**Task:** Reproduce exactly the lines starting at the line that contains "Rebuild this screenshot" and ending at the line that contains "<contact-screen></contact-screen>". Omit pictures.

[Data extracted from a collection]
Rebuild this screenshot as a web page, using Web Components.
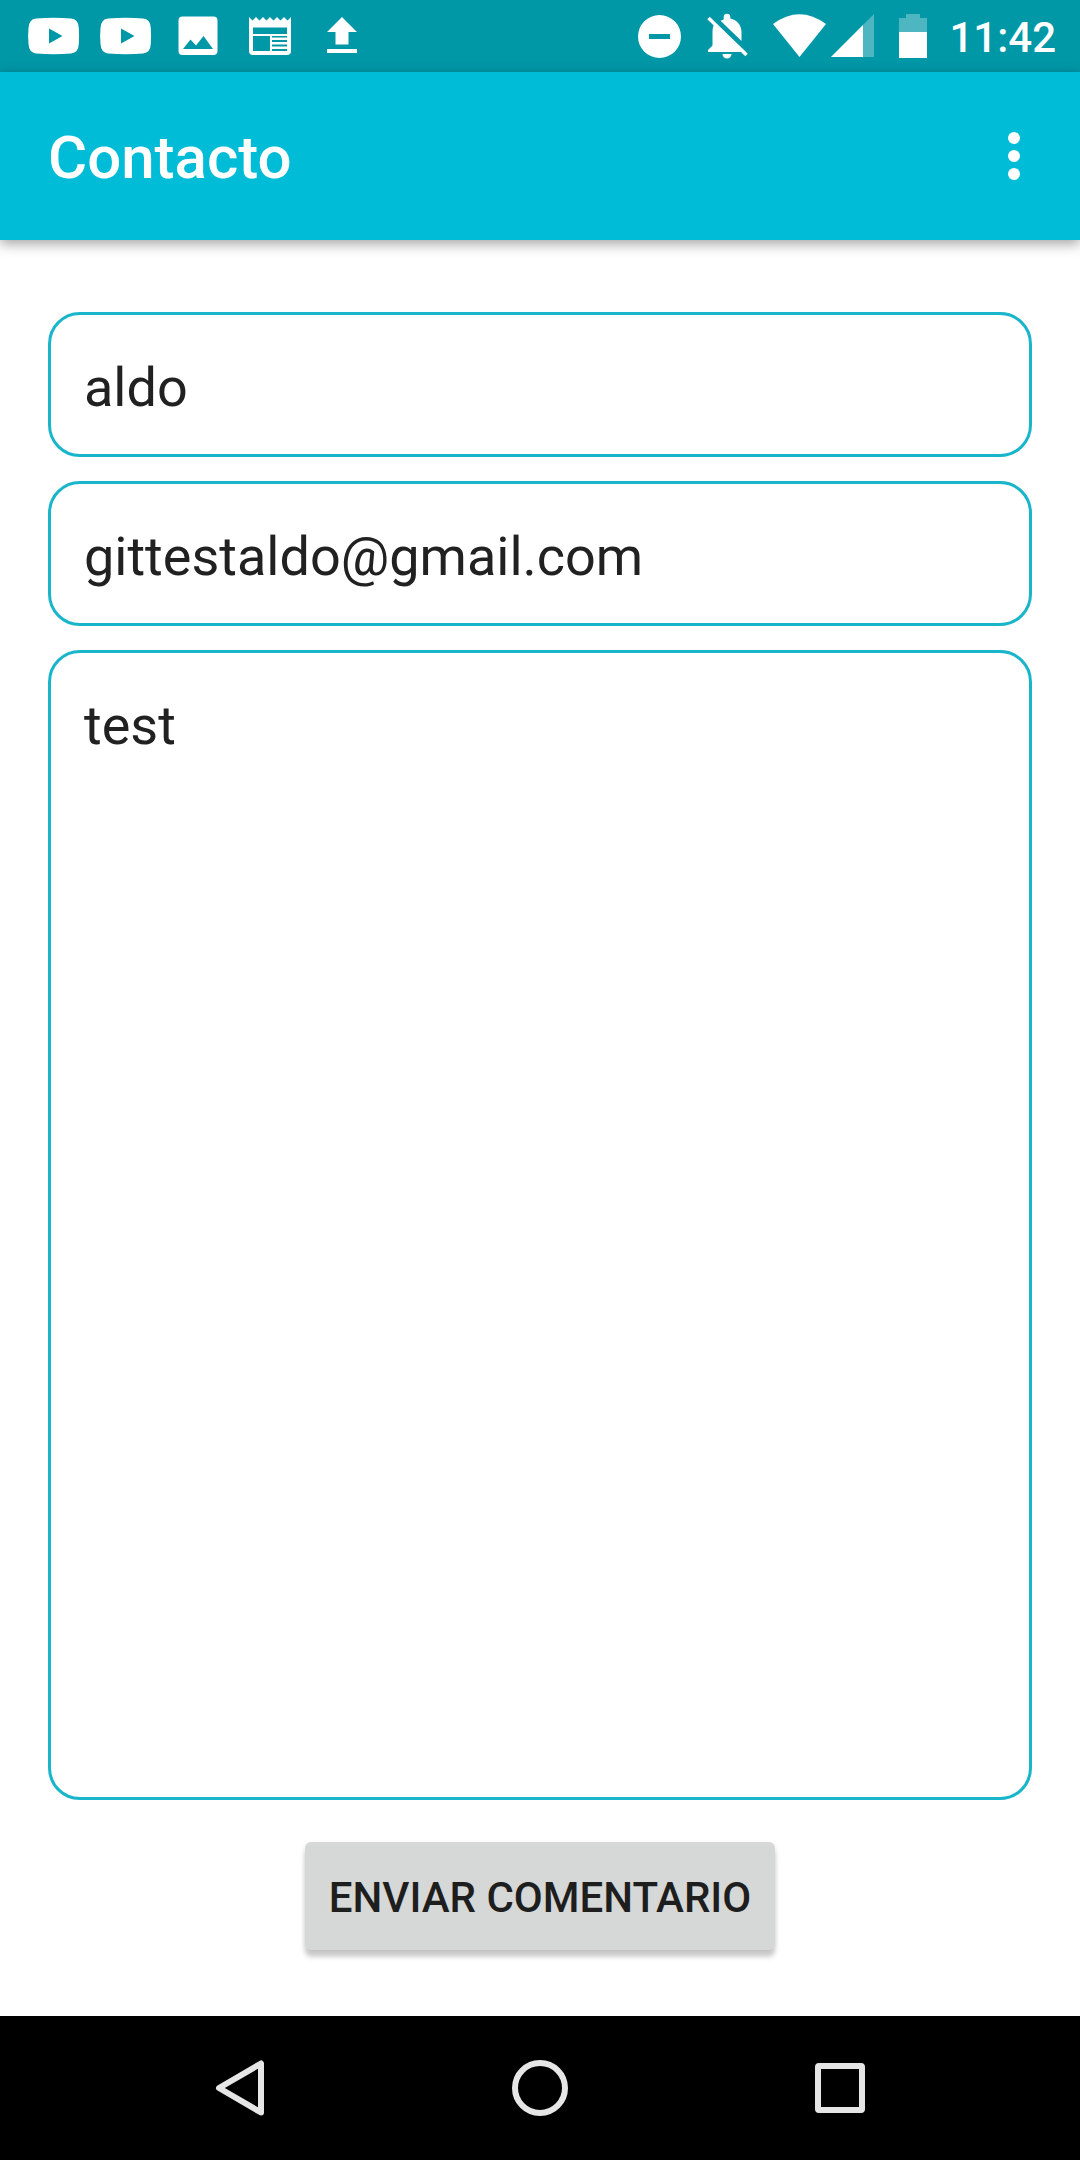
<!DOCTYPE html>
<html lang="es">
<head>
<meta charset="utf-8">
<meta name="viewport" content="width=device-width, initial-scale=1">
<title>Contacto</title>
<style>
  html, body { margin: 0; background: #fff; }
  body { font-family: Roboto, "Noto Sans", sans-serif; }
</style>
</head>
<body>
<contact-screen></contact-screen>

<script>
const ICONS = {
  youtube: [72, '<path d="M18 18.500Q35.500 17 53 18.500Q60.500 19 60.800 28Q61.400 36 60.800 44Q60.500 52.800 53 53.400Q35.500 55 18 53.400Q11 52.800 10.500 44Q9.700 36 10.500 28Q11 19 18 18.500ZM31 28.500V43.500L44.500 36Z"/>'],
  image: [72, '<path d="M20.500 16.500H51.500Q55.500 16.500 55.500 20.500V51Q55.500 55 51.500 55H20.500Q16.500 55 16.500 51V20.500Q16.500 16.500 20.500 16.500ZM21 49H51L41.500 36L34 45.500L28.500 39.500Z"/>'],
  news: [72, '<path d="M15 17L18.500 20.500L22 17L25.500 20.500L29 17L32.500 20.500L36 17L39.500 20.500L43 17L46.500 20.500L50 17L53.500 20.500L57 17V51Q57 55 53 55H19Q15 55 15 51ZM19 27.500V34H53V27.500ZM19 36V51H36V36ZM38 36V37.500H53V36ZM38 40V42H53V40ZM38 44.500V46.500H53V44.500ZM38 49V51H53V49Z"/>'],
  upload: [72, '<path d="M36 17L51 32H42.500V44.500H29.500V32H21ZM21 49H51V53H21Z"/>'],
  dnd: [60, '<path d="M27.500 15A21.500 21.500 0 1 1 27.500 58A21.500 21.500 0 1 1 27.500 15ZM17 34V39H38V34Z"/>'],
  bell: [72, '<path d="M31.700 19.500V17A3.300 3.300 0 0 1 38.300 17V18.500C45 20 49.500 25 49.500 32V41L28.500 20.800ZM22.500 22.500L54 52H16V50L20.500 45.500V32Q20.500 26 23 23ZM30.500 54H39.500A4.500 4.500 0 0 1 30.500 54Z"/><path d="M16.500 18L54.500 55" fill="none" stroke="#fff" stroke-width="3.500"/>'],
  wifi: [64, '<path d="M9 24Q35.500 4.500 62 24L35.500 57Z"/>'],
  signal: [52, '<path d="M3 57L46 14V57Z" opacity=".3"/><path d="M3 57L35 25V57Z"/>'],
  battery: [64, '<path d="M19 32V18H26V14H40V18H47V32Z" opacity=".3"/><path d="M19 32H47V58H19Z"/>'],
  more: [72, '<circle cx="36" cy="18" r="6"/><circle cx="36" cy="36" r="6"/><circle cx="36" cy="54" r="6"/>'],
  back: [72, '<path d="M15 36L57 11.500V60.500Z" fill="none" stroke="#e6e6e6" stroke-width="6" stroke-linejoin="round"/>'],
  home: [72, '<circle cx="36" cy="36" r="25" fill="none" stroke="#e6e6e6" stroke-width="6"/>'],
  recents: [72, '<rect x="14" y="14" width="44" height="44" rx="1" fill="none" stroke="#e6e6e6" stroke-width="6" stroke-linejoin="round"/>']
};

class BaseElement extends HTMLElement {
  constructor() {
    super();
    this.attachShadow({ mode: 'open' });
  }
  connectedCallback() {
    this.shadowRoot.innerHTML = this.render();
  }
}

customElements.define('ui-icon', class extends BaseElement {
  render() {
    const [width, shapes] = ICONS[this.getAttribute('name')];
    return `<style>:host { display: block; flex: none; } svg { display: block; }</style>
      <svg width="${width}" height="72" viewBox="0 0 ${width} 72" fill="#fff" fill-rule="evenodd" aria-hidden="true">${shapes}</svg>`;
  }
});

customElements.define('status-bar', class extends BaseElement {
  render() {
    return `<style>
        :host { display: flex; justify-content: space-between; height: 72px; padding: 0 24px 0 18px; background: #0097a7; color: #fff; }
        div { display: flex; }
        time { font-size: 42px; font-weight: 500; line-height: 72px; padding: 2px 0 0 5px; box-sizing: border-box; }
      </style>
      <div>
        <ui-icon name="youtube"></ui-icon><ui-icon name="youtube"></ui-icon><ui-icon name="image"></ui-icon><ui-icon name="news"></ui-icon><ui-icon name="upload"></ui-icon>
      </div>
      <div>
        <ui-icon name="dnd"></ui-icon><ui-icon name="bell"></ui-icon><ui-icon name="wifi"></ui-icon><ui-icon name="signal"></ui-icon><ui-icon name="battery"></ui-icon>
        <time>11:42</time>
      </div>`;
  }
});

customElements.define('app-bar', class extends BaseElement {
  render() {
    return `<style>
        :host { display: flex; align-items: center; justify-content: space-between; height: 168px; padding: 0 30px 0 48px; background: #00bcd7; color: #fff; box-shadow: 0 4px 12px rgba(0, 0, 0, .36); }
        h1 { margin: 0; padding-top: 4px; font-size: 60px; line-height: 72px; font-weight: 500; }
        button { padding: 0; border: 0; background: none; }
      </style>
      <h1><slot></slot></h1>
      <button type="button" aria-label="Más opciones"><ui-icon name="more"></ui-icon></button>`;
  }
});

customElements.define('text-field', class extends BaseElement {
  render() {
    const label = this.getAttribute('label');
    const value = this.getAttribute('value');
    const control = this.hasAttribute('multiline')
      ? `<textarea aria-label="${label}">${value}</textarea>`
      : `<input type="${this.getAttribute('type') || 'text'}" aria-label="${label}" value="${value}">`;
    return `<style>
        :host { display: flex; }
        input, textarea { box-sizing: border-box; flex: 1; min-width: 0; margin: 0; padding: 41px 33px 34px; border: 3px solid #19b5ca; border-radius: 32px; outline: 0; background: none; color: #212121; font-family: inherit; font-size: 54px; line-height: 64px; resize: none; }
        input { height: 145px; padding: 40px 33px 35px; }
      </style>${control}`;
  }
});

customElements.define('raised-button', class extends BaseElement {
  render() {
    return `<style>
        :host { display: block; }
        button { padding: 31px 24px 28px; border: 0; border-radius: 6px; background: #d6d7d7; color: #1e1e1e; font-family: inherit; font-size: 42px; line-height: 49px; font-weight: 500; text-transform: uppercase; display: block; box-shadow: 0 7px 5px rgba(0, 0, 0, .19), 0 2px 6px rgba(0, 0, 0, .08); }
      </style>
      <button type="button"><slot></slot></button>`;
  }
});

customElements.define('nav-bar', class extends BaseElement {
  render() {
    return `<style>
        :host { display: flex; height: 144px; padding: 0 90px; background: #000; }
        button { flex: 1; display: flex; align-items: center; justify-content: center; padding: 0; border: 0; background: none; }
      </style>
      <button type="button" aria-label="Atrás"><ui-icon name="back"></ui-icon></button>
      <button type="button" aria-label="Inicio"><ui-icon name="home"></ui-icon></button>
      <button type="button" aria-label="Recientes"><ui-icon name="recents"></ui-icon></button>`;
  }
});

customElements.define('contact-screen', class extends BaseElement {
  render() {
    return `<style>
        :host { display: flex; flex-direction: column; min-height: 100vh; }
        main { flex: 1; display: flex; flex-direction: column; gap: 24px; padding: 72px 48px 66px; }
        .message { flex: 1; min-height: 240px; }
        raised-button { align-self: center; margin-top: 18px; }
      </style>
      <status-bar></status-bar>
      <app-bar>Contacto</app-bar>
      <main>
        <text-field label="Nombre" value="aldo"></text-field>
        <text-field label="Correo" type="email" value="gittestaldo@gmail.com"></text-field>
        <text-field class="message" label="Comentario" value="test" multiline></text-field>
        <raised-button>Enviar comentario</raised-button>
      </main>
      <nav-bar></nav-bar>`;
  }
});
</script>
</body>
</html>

...

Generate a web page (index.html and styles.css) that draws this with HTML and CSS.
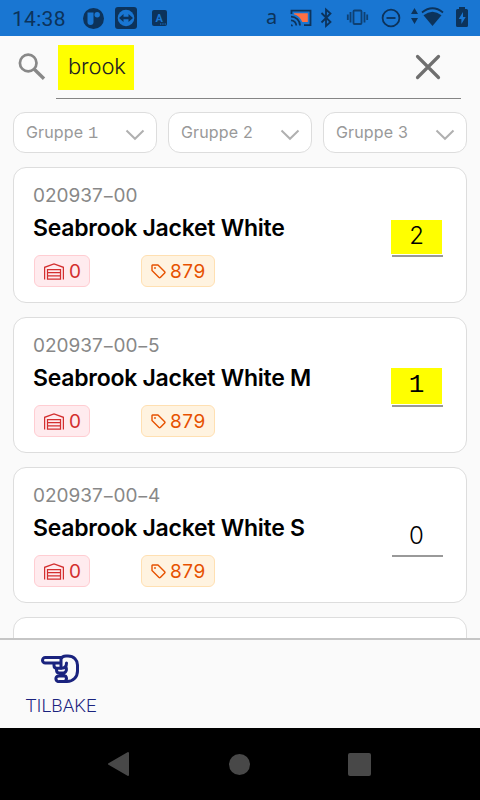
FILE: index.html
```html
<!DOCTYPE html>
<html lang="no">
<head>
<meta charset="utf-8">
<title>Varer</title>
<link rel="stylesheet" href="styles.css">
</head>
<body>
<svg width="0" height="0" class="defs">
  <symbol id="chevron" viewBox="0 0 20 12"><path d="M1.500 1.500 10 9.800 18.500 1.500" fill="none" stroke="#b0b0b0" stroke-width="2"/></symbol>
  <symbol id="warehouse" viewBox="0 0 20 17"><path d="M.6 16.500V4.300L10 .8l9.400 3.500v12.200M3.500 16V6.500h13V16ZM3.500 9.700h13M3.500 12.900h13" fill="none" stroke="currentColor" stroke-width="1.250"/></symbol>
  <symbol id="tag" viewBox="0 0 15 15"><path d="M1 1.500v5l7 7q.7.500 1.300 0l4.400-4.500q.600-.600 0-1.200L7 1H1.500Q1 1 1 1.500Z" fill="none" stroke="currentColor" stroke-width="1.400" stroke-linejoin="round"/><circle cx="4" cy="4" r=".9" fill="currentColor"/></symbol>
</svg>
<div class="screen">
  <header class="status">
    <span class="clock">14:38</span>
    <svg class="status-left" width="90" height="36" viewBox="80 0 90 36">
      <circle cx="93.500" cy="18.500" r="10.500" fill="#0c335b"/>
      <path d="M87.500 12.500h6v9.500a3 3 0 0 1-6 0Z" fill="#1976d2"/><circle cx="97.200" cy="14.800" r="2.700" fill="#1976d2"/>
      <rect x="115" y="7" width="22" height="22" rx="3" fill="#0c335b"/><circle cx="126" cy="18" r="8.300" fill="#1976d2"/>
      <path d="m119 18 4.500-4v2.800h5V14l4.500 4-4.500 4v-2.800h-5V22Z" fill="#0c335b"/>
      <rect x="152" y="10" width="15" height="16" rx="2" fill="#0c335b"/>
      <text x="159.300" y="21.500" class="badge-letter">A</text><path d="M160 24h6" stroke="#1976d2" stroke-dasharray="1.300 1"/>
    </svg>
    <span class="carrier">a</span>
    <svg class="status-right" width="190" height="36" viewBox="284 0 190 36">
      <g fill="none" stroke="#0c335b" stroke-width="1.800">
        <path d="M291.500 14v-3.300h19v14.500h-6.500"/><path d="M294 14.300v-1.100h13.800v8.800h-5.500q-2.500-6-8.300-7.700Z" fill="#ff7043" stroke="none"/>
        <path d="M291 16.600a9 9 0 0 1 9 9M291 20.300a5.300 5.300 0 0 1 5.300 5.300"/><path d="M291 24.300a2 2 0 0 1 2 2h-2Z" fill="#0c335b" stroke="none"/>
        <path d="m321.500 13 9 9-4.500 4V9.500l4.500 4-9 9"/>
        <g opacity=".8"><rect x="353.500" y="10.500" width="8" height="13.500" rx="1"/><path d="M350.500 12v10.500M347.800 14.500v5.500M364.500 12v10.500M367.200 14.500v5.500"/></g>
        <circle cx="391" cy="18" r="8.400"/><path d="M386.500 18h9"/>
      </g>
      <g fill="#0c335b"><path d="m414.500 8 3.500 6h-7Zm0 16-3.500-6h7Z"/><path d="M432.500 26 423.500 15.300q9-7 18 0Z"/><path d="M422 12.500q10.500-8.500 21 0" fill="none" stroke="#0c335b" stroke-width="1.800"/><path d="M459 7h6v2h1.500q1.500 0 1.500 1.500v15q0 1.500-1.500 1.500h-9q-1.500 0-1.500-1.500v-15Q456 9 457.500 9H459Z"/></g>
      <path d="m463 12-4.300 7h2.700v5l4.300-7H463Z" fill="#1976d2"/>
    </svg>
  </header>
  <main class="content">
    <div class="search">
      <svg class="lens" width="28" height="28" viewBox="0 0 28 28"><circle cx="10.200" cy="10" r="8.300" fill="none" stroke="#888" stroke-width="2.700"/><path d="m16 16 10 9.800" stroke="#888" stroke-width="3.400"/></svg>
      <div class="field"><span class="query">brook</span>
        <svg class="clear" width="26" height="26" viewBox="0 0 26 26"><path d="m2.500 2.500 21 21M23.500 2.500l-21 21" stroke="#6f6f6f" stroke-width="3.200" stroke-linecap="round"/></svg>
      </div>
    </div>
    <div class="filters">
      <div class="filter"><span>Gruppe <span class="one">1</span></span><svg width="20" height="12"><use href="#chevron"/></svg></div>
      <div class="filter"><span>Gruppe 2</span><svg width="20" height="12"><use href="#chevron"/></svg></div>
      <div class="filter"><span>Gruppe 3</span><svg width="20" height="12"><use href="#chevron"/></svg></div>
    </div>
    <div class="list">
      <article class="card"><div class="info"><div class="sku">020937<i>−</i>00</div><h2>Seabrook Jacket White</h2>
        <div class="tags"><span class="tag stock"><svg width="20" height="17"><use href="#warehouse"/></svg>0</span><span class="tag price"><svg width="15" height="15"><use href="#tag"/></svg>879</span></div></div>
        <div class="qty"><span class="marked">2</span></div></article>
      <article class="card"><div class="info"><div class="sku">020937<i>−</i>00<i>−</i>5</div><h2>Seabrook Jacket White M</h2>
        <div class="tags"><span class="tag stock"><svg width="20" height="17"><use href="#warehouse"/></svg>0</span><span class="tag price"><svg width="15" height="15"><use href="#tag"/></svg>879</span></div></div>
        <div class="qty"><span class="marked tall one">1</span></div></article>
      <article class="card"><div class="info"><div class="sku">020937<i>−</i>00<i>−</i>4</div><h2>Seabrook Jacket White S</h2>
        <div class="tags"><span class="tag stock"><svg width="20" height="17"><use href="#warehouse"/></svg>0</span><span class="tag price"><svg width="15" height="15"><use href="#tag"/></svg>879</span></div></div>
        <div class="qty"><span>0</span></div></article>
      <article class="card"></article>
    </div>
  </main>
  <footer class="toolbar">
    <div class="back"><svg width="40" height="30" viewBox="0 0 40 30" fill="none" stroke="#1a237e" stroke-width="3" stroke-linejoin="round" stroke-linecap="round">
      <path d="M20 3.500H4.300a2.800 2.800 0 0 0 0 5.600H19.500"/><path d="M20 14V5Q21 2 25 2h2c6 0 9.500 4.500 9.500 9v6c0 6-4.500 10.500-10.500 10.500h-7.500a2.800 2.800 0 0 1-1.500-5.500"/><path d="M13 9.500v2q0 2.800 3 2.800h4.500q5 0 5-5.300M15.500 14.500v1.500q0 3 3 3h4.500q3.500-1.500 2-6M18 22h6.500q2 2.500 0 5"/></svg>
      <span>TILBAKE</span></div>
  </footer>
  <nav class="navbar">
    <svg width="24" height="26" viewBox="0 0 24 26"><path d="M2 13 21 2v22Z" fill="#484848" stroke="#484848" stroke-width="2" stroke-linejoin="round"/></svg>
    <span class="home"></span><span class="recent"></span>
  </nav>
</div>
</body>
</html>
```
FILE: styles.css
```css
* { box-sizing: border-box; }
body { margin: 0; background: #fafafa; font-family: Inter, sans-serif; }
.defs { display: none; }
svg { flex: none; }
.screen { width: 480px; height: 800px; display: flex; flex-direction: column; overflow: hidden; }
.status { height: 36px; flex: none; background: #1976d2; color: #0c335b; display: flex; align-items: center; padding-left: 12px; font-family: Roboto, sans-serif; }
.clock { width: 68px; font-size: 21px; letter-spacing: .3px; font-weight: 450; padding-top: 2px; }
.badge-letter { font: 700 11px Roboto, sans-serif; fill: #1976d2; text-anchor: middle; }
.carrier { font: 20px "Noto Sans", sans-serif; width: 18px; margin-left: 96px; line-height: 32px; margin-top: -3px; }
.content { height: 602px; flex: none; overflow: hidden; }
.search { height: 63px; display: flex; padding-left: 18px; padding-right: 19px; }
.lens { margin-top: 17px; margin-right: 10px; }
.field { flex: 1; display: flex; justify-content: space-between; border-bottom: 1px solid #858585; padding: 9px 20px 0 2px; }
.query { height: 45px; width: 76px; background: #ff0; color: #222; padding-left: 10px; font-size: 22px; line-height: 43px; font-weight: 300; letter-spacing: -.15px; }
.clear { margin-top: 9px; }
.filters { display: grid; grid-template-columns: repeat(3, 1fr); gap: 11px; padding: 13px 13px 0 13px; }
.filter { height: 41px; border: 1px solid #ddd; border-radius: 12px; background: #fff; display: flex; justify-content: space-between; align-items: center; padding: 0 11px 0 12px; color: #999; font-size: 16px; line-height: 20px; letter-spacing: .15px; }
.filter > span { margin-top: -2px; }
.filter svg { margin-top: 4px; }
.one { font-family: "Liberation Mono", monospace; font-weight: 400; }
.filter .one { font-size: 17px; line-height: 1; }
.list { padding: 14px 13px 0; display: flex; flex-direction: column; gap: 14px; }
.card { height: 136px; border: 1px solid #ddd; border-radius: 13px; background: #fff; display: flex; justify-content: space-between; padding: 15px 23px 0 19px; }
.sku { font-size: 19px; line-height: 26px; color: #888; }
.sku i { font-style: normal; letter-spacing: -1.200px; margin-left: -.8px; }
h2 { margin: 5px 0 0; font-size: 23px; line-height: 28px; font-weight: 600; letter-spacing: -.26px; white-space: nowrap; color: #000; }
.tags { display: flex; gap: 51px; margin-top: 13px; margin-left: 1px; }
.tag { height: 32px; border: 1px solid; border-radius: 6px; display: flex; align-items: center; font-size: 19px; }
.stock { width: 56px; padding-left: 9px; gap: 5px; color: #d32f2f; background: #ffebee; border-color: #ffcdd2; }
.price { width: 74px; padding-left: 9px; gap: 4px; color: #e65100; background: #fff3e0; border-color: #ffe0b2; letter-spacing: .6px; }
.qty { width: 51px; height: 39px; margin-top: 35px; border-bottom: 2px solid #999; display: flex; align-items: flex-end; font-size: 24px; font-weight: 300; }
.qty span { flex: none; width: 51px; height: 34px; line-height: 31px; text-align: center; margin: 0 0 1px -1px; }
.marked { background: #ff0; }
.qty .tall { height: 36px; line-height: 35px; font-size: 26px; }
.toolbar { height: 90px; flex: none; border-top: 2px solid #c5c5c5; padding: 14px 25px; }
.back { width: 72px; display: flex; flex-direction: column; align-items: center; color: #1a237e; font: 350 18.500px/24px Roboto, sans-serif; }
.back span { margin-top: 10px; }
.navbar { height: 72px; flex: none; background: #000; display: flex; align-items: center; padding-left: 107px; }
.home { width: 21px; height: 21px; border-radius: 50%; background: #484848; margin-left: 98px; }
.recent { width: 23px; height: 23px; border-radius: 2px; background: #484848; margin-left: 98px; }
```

**Written response:**
Rebuild this screenshot as a web page, using Web Components.
<!DOCTYPE html>
<html lang="es">
<head>
<meta charset="utf-8">
<meta name="viewport" content="width=device-width, initial-scale=1">
<title>Contacto</title>
<style>
  html, body { margin: 0; background: #fff; }
  body { font-family: Roboto, "Noto Sans", sans-serif; }
</style>
</head>
<body>
<contact-screen></contact-screen>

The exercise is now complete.